- What the task requires
Go through the lines below. Copy those with "that".

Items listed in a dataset
════════════════════

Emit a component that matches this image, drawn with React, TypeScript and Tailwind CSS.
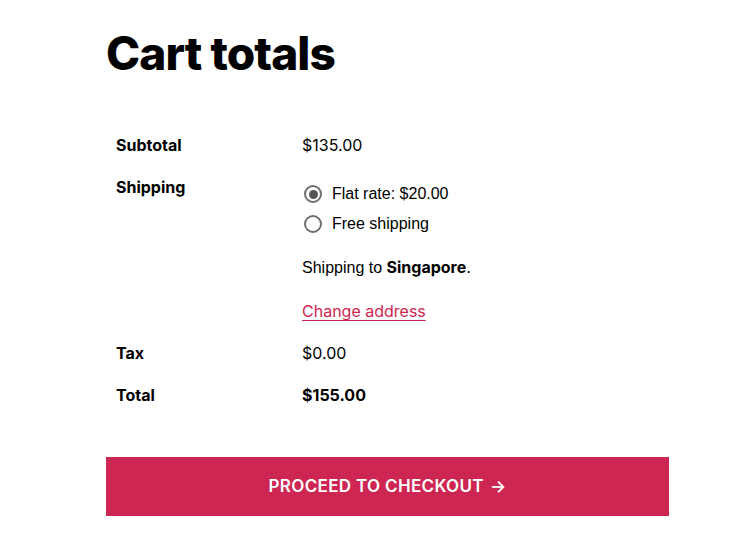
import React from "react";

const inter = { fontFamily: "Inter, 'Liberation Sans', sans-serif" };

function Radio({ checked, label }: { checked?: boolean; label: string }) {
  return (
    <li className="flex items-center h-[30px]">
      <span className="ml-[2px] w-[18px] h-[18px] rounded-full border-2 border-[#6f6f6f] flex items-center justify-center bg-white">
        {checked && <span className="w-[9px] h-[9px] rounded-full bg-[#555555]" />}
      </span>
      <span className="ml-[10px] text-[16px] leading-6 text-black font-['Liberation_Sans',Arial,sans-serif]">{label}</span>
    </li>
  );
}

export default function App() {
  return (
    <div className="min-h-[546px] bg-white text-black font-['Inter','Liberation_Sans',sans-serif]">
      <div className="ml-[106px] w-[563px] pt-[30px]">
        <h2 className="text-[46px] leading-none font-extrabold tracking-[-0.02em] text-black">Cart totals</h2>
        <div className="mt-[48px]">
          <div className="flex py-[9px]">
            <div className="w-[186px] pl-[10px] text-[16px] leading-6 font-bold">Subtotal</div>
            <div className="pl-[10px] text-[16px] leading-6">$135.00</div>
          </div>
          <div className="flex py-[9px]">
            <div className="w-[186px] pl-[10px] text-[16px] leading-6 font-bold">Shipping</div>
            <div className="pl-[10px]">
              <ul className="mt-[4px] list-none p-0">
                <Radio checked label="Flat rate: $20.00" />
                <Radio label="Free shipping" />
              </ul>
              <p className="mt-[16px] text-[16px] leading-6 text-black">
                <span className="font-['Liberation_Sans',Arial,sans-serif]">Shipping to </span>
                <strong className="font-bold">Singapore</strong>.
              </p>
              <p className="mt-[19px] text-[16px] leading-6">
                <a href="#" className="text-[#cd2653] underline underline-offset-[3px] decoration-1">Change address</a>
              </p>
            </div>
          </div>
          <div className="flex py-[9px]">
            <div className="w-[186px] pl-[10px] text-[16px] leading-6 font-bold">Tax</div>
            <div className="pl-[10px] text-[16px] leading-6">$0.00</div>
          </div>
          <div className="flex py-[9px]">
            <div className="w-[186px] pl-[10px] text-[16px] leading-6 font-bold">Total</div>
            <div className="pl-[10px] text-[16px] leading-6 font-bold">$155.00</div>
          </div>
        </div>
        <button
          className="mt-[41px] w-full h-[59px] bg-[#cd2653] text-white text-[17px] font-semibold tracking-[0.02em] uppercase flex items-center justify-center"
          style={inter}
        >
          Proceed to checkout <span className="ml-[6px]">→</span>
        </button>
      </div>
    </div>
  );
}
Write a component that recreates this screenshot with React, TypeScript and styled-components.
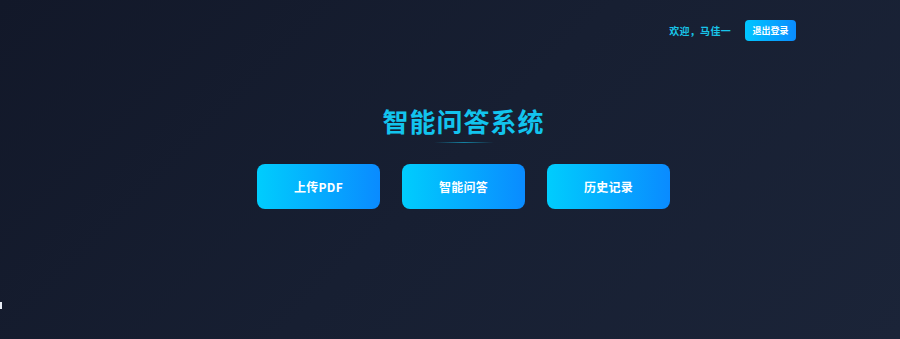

════════════════════

- Reply
Emit a component that matches this image, drawn with React, TypeScript and Tailwind CSS.
Write a component that recreates this screenshot with React, TypeScript and styled-components.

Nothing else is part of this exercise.